## Objective
Nothing outside the lines from the one containing "Emit a component" down to the one containing "string; icon: IconType;" belongs in the copy; print that span exactly, both ends included, with pictures removed.

Entries with page source code:

════════════════════

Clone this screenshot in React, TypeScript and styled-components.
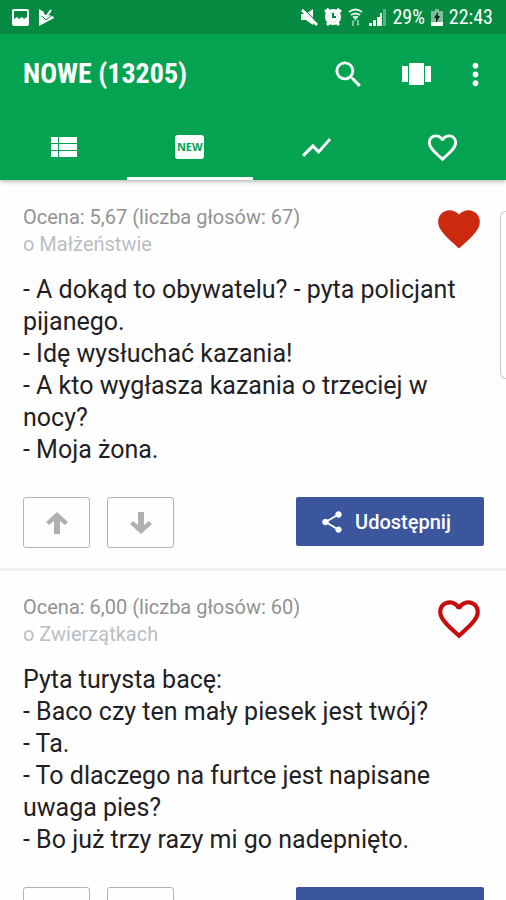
import React from "react";
import styled, { createGlobalStyle, css } from "styled-components";
import {
  MdFavorite,
  MdFavoriteBorder,
  MdMoreVert,
  MdSearch,
  MdShare,
  MdShowChart,
} from "react-icons/md";

const GlobalStyle = createGlobalStyle`
  *, *::before, *::after { box-sizing: border-box; }
  body {
    margin: 0;
    background: #fefefe;
    color: #1f2124;
    font-family: Roboto, "Liberation Sans", sans-serif;
  }
  button { font: inherit; color: inherit; border: 0; padding: 0; margin: 0; background: none; cursor: pointer; }
  svg { display: block; flex: none; }
`;

const Screen = styled.div`
  position: relative;
  display: flex;
  flex-direction: column;
  height: 100vh;
`;

const Header = styled.header`
  position: relative;
  flex: none;
  background: #04a351;
  color: #fff;
  box-shadow: 0 1px 5px rgba(0, 0, 0, 0.35);
`;

const StatusBar = styled.div`
  display: flex;
  align-items: center;
  justify-content: space-between;
  height: 34px;
  padding: 0 13px 0 12px;
  background: #058a42;
  font-family: "Roboto Condensed", Roboto, sans-serif;
  font-size: 20px;
`;

const StatusGroup = styled.div<{ $gap: number }>`
  display: flex;
  align-items: center;
  gap: ${({ $gap }) => $gap}px;
`;

const Toolbar = styled.div`
  display: flex;
  align-items: center;
  height: 80px;
  padding: 0 13px 0 23px;
`;

const Title = styled.h1`
  flex: 1;
  margin: 0;
  font-family: "Roboto Condensed", Roboto, sans-serif;
  font-size: 28px;
  font-weight: 700;
  line-height: 36px;
`;

const Actions = styled.div`
  display: flex;
  align-items: center;
  gap: 24px;
`;

const IconButton = styled.button<{ $wide?: boolean }>`
  display: flex;
  font-size: 35px;
  ${({ $wide }) => $wide && css`margin-right: 9px;`}
`;

const Tabs = styled.nav`
  display: grid;
  grid-template-columns: repeat(4, 1fr);
  height: 66px;
`;

const Tab = styled.button<{ $active?: boolean }>`
  display: flex;
  align-items: center;
  justify-content: center;
  font-size: 35px;
  box-shadow: ${({ $active }) => ($active ? "inset 0 -3px #fff" : "none")};
`;

const NewBadge = styled.span`
  width: 29px;
  border-radius: 3px;
  background: #fff;
  color: #04a351;
  font-family: "Open Sans", sans-serif;
  font-size: 11px;
  font-weight: 700;
  line-height: 24px;
`;

const Feed = styled.main`
  flex: 1;
  min-height: 0;
  padding-top: 1px;
  overflow-y: auto;
  scrollbar-width: none;
`;

const Card = styled.article`
  padding: 23px 22px 20px 23px;
  border-bottom: 3px solid #f2f2f2;
`;

const CardHead = styled.div`
  display: flex;
  justify-content: space-between;
  height: 54px;
  margin-bottom: 16px;
  font-size: 20px;
  line-height: 27px;
`;

const Rating = styled.div`
  color: #929292;
`;

const Category = styled.div`
  color: #b9bfc4;
`;

const Favourite = styled.button<{ $on: boolean }>`
  display: flex;
  align-items: flex-start;
  font-size: 50px;
  color: ${({ $on }) => ($on ? "#cb2a10" : "#c80c0c")};
`;

const Joke = styled.p`
  margin: 0 0 31px;
  font-size: 25px;
  line-height: 32px;
  white-space: pre-line;
`;

const CardActions = styled.div`
  display: flex;
  align-items: flex-start;
  gap: 17px;
`;

const VoteButton = styled.button`
  display: flex;
  align-items: center;
  justify-content: center;
  width: 67px;
  height: 51px;
  border: 1px solid #b4b4b4;
  border-radius: 3px;
  color: #b0b0b0;
`;

const ShareButton = styled.button`
  display: flex;
  align-items: center;
  justify-content: center;
  gap: 10px;
  width: 188px;
  height: 49px;
  margin-left: auto;
  padding-right: 10px;
  border-radius: 2px;
  background: #3b569d;
  color: #fff;
  font-size: 20px;
  font-weight: 500;
`;

const EdgeHandle = styled.div`
  position: absolute;
  top: 211px;
  right: 0;
  width: 6px;
  height: 168px;
  border: 1px solid #c9c9c9;
  border-right: 0;
  border-radius: 6px 0 0 6px;
  background: #fefefe;
`;

const PictureIcon = () => (
  <svg width="17" height="17" viewBox="0 0 17 17">
    <path
      fill="#fff"
      fillRule="evenodd"
      d="M2 0h13a2 2 0 0 1 2 2v13a2 2 0 0 1-2 2H2a2 2 0 0 1-2-2V2a2 2 0 0 1 2-2zm0 2v8l3-2 2 2 3-2 2 2 3-2V2z"
    />
  </svg>
);

const PlayCheckIcon = () => (
  <svg width="15" height="17" viewBox="0 0 15 17">
    <path fill="#fff" d="M0 0 5 3v4l2 2 3-3 5 2v1L0 17z" />
    <path fill="none" stroke="#058a42" strokeWidth="1" d="M3 7l4 4 6-5" />
    <path fill="none" stroke="#fff" strokeWidth="2" d="M4 5l3 3 5-7" />
  </svg>
);

const MuteIcon = () => (
  <svg width="17" height="17" viewBox="0 0 17 17">
    <path fill="#fff" d="M0 5h5l7-5v16l-7-5H0z" />
    <path stroke="#058a42" strokeWidth="1" d="M3 0l14 14" />
    <path stroke="#fff" strokeWidth="3" d="M1 1l15 15" />
  </svg>
);

const AlarmIcon = () => (
  <svg width="18" height="18" viewBox="0 0 18 18">
    <circle cx="9" cy="9" r="8" fill="#fff" />
    <path stroke="#fff" strokeWidth="3" d="M1 4l4-3M17 4l-4-3M3 17l3-3M15 17l-3-3" />
    <circle cx="9" cy="9" r="5" fill="none" stroke="#d3ebdd" />
    <path fill="none" stroke="#058a42" strokeWidth="2" d="M9 5v4h3" />
  </svg>
);

const WifiIcon = () => (
  <svg width="15" height="18" viewBox="0 0 15 18">
    <g fill="none" stroke="#e8f6ee" strokeWidth="2">
      <path d="M1 4q6.500-5 13 0" />
      <path d="M3 7q4.500-3 9 0" />
      <path d="M5 9.500q2.500-1.500 5 0" />
    </g>
    <path fill="#e8f6ee" d="M6 10h3l-1.500 3z" />
    <path fill="#82c49e" d="M3 14l2-2 2 2H6v4H4v-4zM8 16h1v-4h2v4h1l-2 2z" />
  </svg>
);

const SignalIcon = () => (
  <svg width="17" height="17" viewBox="0 0 17 17">
    <path fill="#fff" d="M0 14h3v3H0zM4 11h3v6H4zM8 8h3v9H8z" />
    <path fill="#e0f2e8" d="M11 4h2v13h-2z" />
    <path fill="#5bb07f" d="M14 0h3v17h-3z" />
  </svg>
);

const BatteryIcon = () => (
  <svg width="12" height="17" viewBox="0 0 12 17">
    <path fill="#7fbd98" d="M4 0h4v2h4v11H0V2h4z" />
    <path fill="#fff" d="M0 13h12v4H0z" />
    <path fill="#10241a" d="M7 3 3 9h2v5l4-7H7z" />
  </svg>
);

const CarouselIcon = () => (
  <svg width="35" height="35" viewBox="0 0 35 35">
    <path fill="#fff" d="M3 9h6v16H3zM10 6h15v22H10zM26 9h6v16h-6z" />
  </svg>
);

const ListIcon = () => (
  <svg width="35" height="35" viewBox="0 0 35 35">
    <path
      fill="#fff"
      d="M5 7h7v6H5zM13 7h18v6H13zM5 14h7v6H5zM13 14h18v6H13zM5 21h7v6H5zM13 21h18v6H13z"
    />
  </svg>
);

const ArrowIcon = ({ down }: { down?: boolean }) => (
  <svg width="22" height="22" viewBox="0 0 22 22">
    <path
      fill="currentColor"
      transform={down ? "rotate(180 11 11)" : undefined}
      d="M11 0 22 10 19 13 14 9V22H8V9L3 13 0 10z"
    />
  </svg>
);

interface JokeEntry {
  score: string;
  votes: number;
  category: string;
  text: string;
  favourite: boolean;
}

const jokes: JokeEntry[] = [
  {
    score: "5,67",
    votes: 67,
    category: "o Małżeństwie",
    text: "- A dokąd to obywatelu? - pyta policjant pijanego.\n- Idę wysłuchać kazania!\n- A kto wygłasza kazania o trzeciej w nocy?\n- Moja żona.",
    favourite: true,
  },
  {
    score: "6,00",
    votes: 60,
    category: "o Zwierzątkach",
    text: "Pyta turysta bacę:\n- Baco czy ten mały piesek jest twój?\n- Ta.\n- To dlaczego na furtce jest napisane uwaga pies?\n- Bo już trzy razy mi go nadepnięto.",
    favourite: false,
  },
];

const JokeCard = ({ joke }: { joke: JokeEntry }) => (
  <Card>
    <CardHead>
      <div>
        <Rating>{`Ocena: ${joke.score} (liczba głosów: ${joke.votes})`}</Rating>
        <Category>{joke.category}</Category>
      </div>
      <Favourite $on={joke.favourite} aria-label="Ulubione" aria-pressed={joke.favourite}>
        {joke.favourite ? <MdFavorite /> : <MdFavoriteBorder />}
      </Favourite>
    </CardHead>
    <Joke>{joke.text}</Joke>
    <CardActions>
      <VoteButton aria-label="Głosuj za">
        <ArrowIcon />
      </VoteButton>
      <VoteButton aria-label="Głosuj przeciw">
        <ArrowIcon down />
      </VoteButton>
      <ShareButton>
        <MdShare size={26} />
        Udostępnij
      </ShareButton>
    </CardActions>
  </Card>
);

export default function App() {
  return (
    <Screen>
      <GlobalStyle />
      <Header>
        <StatusBar>
          <StatusGroup $gap={10}>
            <PictureIcon />
            <PlayCheckIcon />
          </StatusGroup>
          <StatusGroup $gap={6}>
            <MuteIcon />
            <AlarmIcon />
            <WifiIcon />
            <SignalIcon />
            <span>29%</span>
            <BatteryIcon />
            <span>22:43</span>
          </StatusGroup>
        </StatusBar>
        <Toolbar>
          <Title>NOWE (13205)</Title>
          <Actions>
            <IconButton $wide aria-label="Szukaj">
              <MdSearch />
            </IconButton>
            <IconButton aria-label="Widok karuzeli">
              <CarouselIcon />
            </IconButton>
            <IconButton aria-label="Więcej">
              <MdMoreVert />
            </IconButton>
          </Actions>
        </Toolbar>
        <Tabs>
          <Tab aria-label="Lista">
            <ListIcon />
          </Tab>
          <Tab $active>
            <NewBadge>NEW</NewBadge>
          </Tab>
          <Tab aria-label="Popularne">
            <MdShowChart />
          </Tab>
          <Tab aria-label="Ulubione">
            <MdFavoriteBorder />
          </Tab>
        </Tabs>
      </Header>
      <Feed>
        {jokes.map((joke) => (
          <JokeCard key={joke.category} joke={joke} />
        ))}
      </Feed>
      <EdgeHandle />
    </Screen>
  );
}
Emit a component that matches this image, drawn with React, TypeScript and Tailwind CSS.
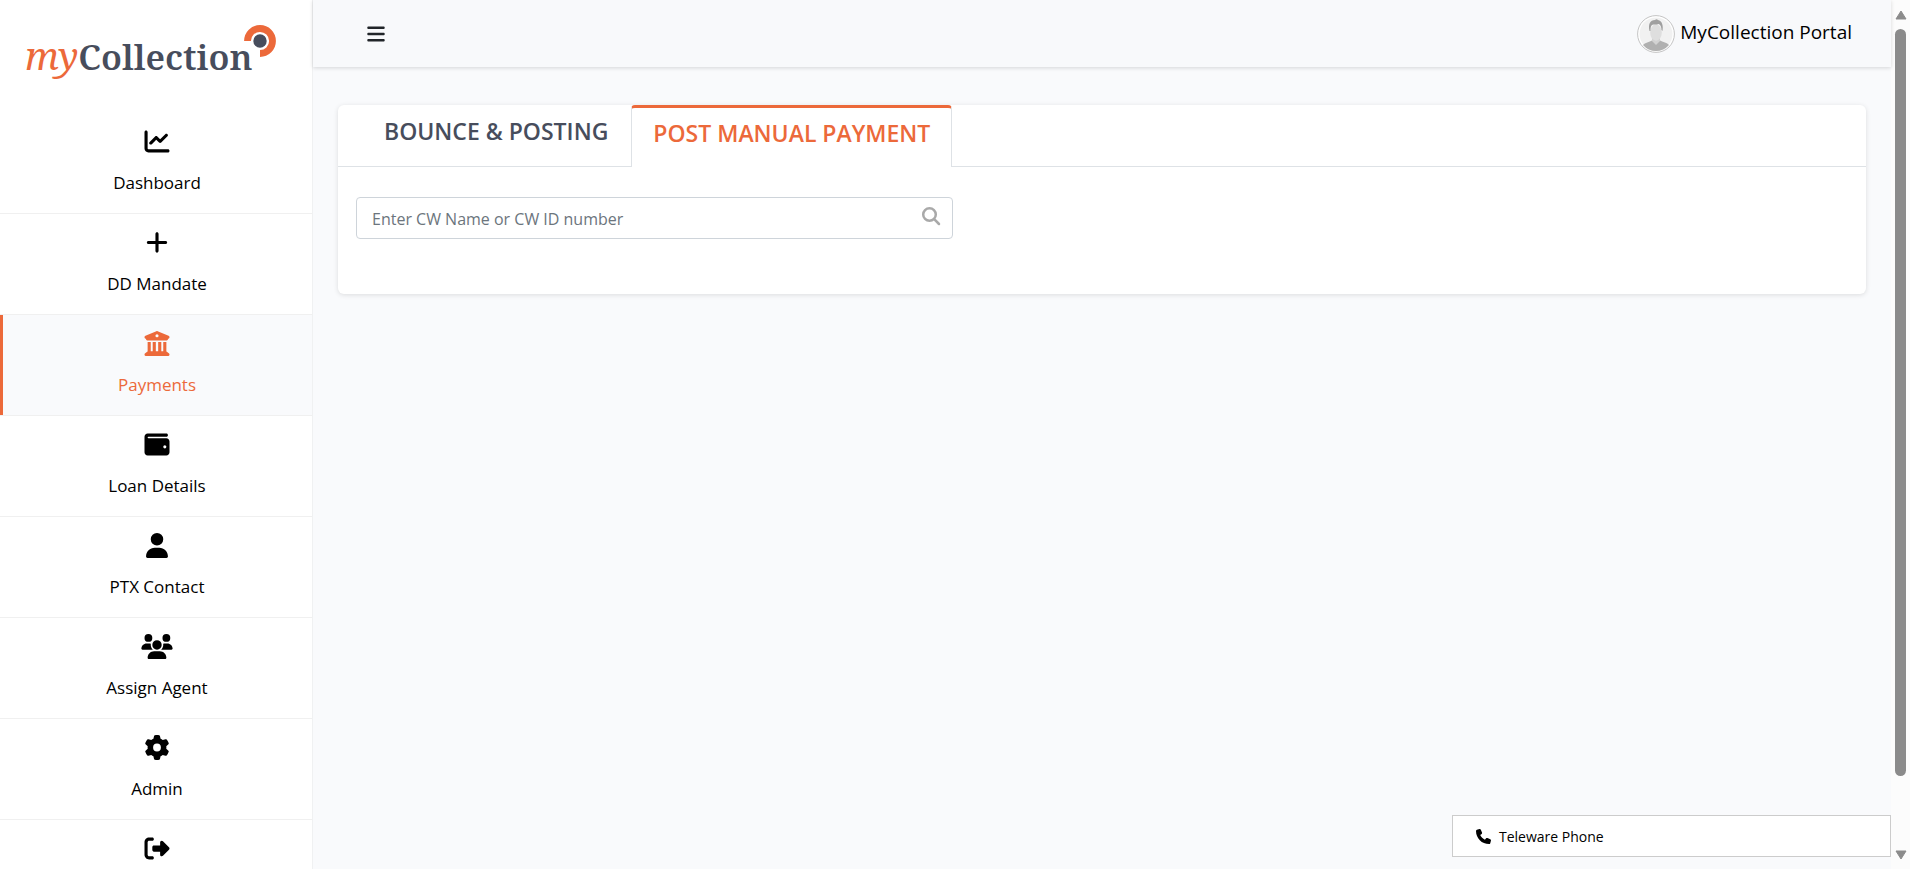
import React from "react";
import type { IconType } from "react-icons";
import {
  FaBars, FaBuildingColumns, FaChartLine, FaGear, FaPhone, FaPlus,
  FaRightFromBracket, FaUser, FaUsers, FaWallet,
} from "react-icons/fa6";

type NavItem = { label: string; icon: IconType; active?: boolean; iconOnly?: boolean };

const navItems: NavItem[] = [
  { label: "Dashboard", icon: FaChartLine },
  { label: "DD Mandate", icon: FaPlus },
  { label: "Payments", icon: FaBuildingColumns, active: true },
  { label: "Loan Details", icon: FaWallet },
  { label: "PTX Contact", icon: FaUser },
  { label: "Assign Agent", icon: FaUsers },
  { label: "Admin", icon: FaGear },
  { label: "Logout", icon: FaRightFromBracket, iconOnly: true },
];

function Logo() {
  return (
    <a href="#" aria-label="myCollection" className="flex h-[113px] shrink-0 items-start pl-[25px] pt-6">
      <span className="pt-[9px] font-['Noto_Serif','Liberation_Serif',serif] text-[35px] leading-[44px] text-[#474d5c]">
        <span className="text-[38px] italic text-[#ec693a]">my</span>
        <span className="font-semibold">Collection</span>
      </span>
      <svg className="-ml-2.5 shrink-0" width="34" height="34" viewBox="0 0 34 34" aria-hidden="true">
        <path d="M4.500 17A12.500 12.500 0 1 1 17 29.500" fill="none" stroke="#ec693a" strokeWidth="6.800" />
        <circle cx="17" cy="17" r="6.700" fill="#474d5c" />
      </svg>
    </a>
  );
}

function Sidebar() {
  return (
    <aside className="flex w-[313px] shrink-0 flex-col overflow-hidden border-r border-[#f0f1f2] bg-white">
      <Logo />
      <nav>
        <ul>
          {navItems.map(({ label, icon: Icon, active, iconOnly }) => (
            <li key={label} className="border-b border-[#f0f0f0]">
              <a
                href="#"
                aria-label={label}
                className={
                  active
                    ? "flex h-[100px] flex-col items-center border-l-[3px] border-[#ec693a] bg-[#f9fafc] pr-px pt-4 text-[#ec693a]"
                    : "flex h-[100px] flex-col items-center pl-0.5 pt-4 text-black"
                }
              >
                <Icon className="h-[25px] w-8 shrink-0" aria-hidden="true" />
                {!iconOnly && <span className="mt-4 text-[17px] leading-[26px]">{label}</span>}
              </a>
            </li>
          ))}
        </ul>
      </nav>
    </aside>
  );
}

function Avatar() {
  return (
    <svg width="38" height="38" viewBox="0 0 38 38" aria-hidden="true">
      <circle cx="19" cy="19" r="18.4" fill="#fff" stroke="#c4c4c4" />
      <circle cx="19" cy="19" r="16.5" fill="#f1f1f1" />
      <path d="M6 30c3-3 7-3 9.500-5h7c2.500 2 7 2 9.500 5a17 17 0 0 1-26 0z" fill="#b0b0b0" />
      <path d="M15 22h8v4l-4 4-4-4z" fill="#d2d2d2" />
      <ellipse cx="19" cy="17.500" rx="5.800" ry="8.200" fill="#dedede" />
      <path d="M12.500 16C11 9 13 5 18 5c1-1 2-1 3 0 4 1 5.500 5 4.500 11l-1-1c0-4-2-6-3-6-2 1-5 0-6.500 1-1.500 1-1.500 4-1.500 6z" fill="#9f9f9f" />
    </svg>
  );
}

function Header() {
  return (
    <header className="flex h-[67px] shrink-0 items-center justify-between bg-[#f8f9fb] pl-[53px] pr-[39px] shadow-[0_1px_4px_rgba(0,0,0,0.15)]">
      <button type="button" aria-label="Toggle menu" className="text-[#212529]">
        <FaBars size={20} />
      </button>
      <a href="#" className="flex items-center gap-[5px] text-[19px] leading-6 text-black">
        <Avatar />
        <span className="pb-1">MyCollection Portal</span>
      </a>
    </header>
  );
}

function PaymentCard() {
  return (
    <section className="mx-[25px] mt-[38px] rounded-md bg-white pb-[55px] shadow-[0_1px_5px_rgba(0,0,0,0.12)]">
      <div role="tablist" className="flex h-[62px] border-b border-[#dee2e6] pl-[46px]">
        <button type="button" role="tab" aria-selected="false" className="flex h-[62px] items-start pr-[23px] pt-3 text-[23px] font-semibold leading-7 text-[#474d5c]">
          BOUNCE &amp; POSTING
        </button>
        <button type="button" role="tab" aria-selected="true" className="flex h-[62px] items-start rounded-t border-x border-t-[3px] border-x-[#dee2e6] border-t-[#ec693a] bg-white px-[21px] pt-[11px] text-[23px] font-semibold leading-7 text-[#ec693a]">
          POST MANUAL PAYMENT
        </button>
      </div>
      <div className="ml-[18px] mt-[30px] flex h-[42px] w-[597px] items-center rounded border border-[#ced4da] pl-[15px] pr-[11px]">
        <input
          type="text"
          aria-label="CW name or CW ID number"
          placeholder="Enter CW Name or CW ID number"
          className="min-w-0 flex-1 bg-transparent pt-0.5 text-[16px] outline-none placeholder:text-[#6c757d]"
        />
        <svg className="mb-1" width="20" height="20" viewBox="0 0 20 20" aria-hidden="true" fill="none" stroke="#a9a9a9" strokeWidth="2.500">
          <circle cx="8.500" cy="8.500" r="6.300" />
          <path d="M13.200 13.200 18 18" strokeLinecap="round" />
        </svg>
      </div>
    </section>
  );
}

function PageScrollbar() {
  return (
    <div aria-hidden="true" className="flex w-[19px] shrink-0 flex-col items-center bg-[#fcfcfc] pb-[9px] pt-2.5">
      <svg width="12" height="10" viewBox="0 0 12 10"><path d="M6 1 11 9H1z" fill="#8b8b8b" stroke="#8b8b8b" strokeLinejoin="round" /></svg>
      <div className="mt-[9px] flex min-h-0 flex-1 flex-col">
        <div className="h-[91%] w-[11px] rounded-full bg-[#8b8b8b]" />
      </div>
      <svg width="12" height="10" viewBox="0 0 12 10"><path d="M6 9 11 1H1z" fill="#8b8b8b" stroke="#8b8b8b" strokeLinejoin="round" /></svg>
    </div>
  );
}

export default function App() {
  return (
    <div className="flex h-screen overflow-hidden bg-[#f9fafc] font-['Segoe_UI','Open_Sans',sans-serif]">
      <Sidebar />
      <div className="relative flex min-w-0 flex-1 flex-col">
        <Header />
        <main>
          <PaymentCard />
        </main>
        <button type="button" className="absolute bottom-3 right-0 flex h-[42px] w-[439px] items-center gap-2 border border-[#ccc] bg-white px-[23px] text-[14px] text-black">
          <FaPhone size={15} aria-hidden="true" />
          Teleware Phone
        </button>
      </div>
      <PageScrollbar />
    </div>
  );
}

════════════════════

## Finished exercise
Emit a component that matches this image, drawn with React, TypeScript and Tailwind CSS.
import React from "react";
import type { IconType } from "react-icons";
import {
  FaBars, FaBuildingColumns, FaChartLine, FaGear, FaPhone, FaPlus,
  FaRightFromBracket, FaUser, FaUsers, FaWallet,
} from "react-icons/fa6";

type NavItem = { label: string; icon: IconType; active?: boolean; iconOnly?: boolean };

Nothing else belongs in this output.